Le paysage arpenté est « complexe », « instable », « changeant ». La sociologie des poètes d’aujourd’hui ne peut être en effet celle des poètes d’hier. Dans un champ littéraire désormais atomisé, il est difficile de repérer les positions esthétiques, « fermes et réfléchies », qui distinguaient naguère écoles et groupuscules. En outre, même si la poésie « réfléchit toujours sur sa pratique », le temps des manifestes est passé, lit-on, et le collectif a cédé devant la singularité. Impossible par conséquent de délimiter les frontières et les partages d’un genre qui n’en est plus un ; paroissiens en déshérence, les poètes après 1980 ont déserté les « paroisses » (M. Deguy) qu’ils avaient érigées ou que leurs prédécesseurs habitaient.
Il n’était certainement pas aisé d’organiser en objet d’étude la cacophonie postmoderne du champ poétique.
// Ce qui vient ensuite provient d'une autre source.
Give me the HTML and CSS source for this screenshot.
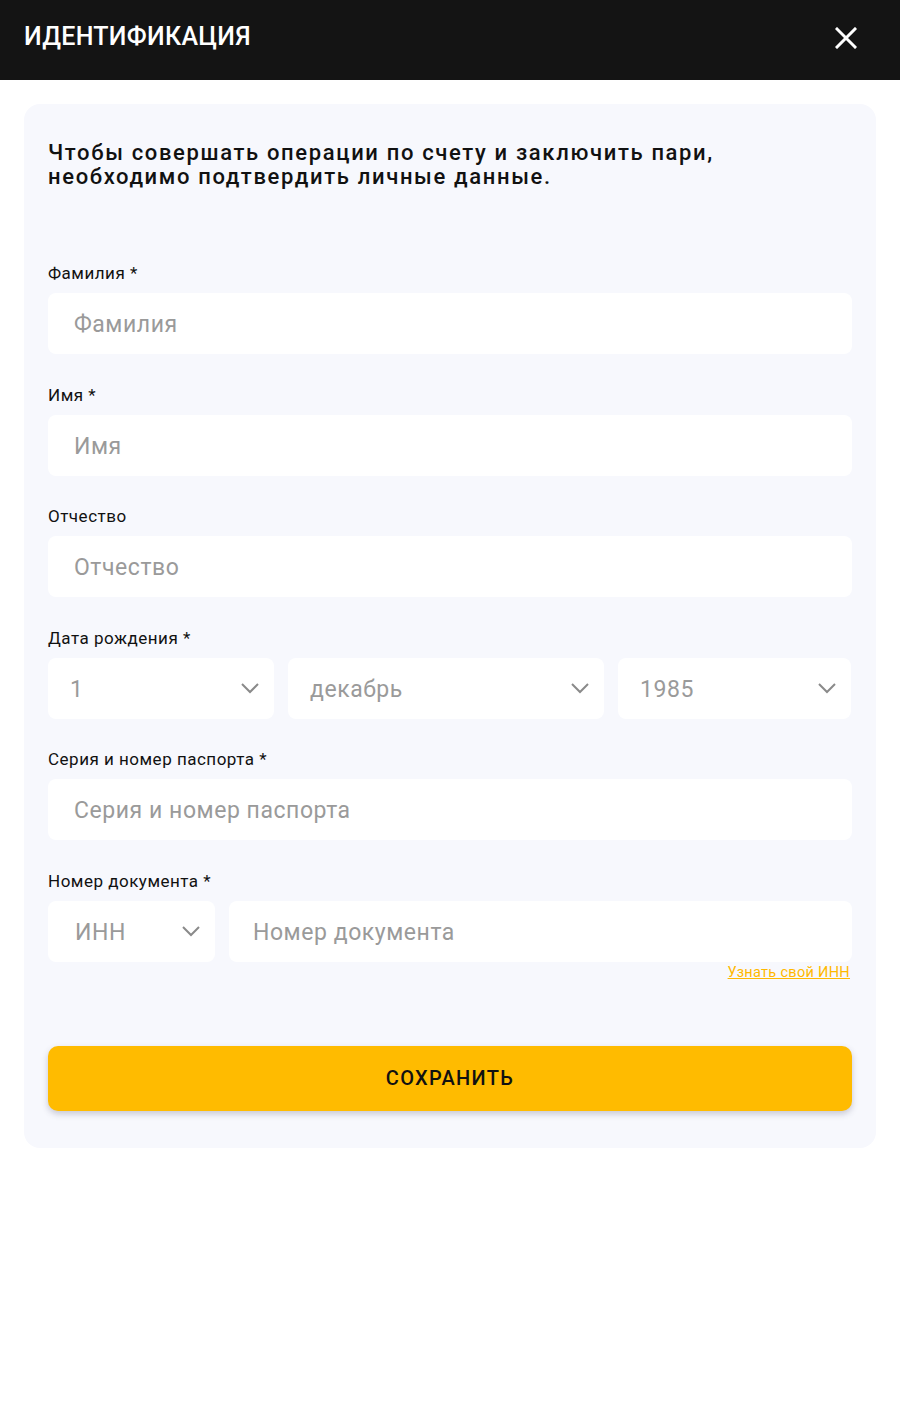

L’ouvrage de Sébastien Dubois se confronte à cette pluralité des voix. Entre ceux qui ont été d’avant-garde et ceux qui ne l’ont pas été ; entre les post-textualistes et les néo-lyriques ; entre les formels et les informels ; après les redoutables années théoricistes dont certains, presque anachroniques, craignent encore la verdeur tyrannique ; dans cette « merdonité » fin de siècle (M. Leiris) où les oubliés se révoltent, les invisibilisés se montrent et les autres continuent vaille que vaille leur bonhomme de chemin, Sébastien Dubois fait la part sociologique des choses. Des débats souvent vifs, mais aussi des engagements éditoriaux courageux, des initiatives risquées, des investissements précaires, des relais précieux (telle émission dédiée à la poésie sur la radio publique), sont revisités selon une « méthode » qui multiplie les sources, recense les formes d’action (marchés, lectures et festivals), sonde internet et ce qui s’y diffuse (l’Instapoetry), aplanit les différends « idéologiques » pour mieux embrasser les similitudes et les différences. C’est ainsi que sont mises à nu les réalités contrastées de la vita poetica dans la seconde moitié du XXe siècle, « à l’écart et dans la ligne du marché », dans une économie peu à peu « alimentée par les pouvoirs publics. » La « vitalité sociale » de la poésie « est essentielle à son existence dans la société », écrit Sébastien Dubois. Son livre, aux marges de la littérature, la restitue pleinement.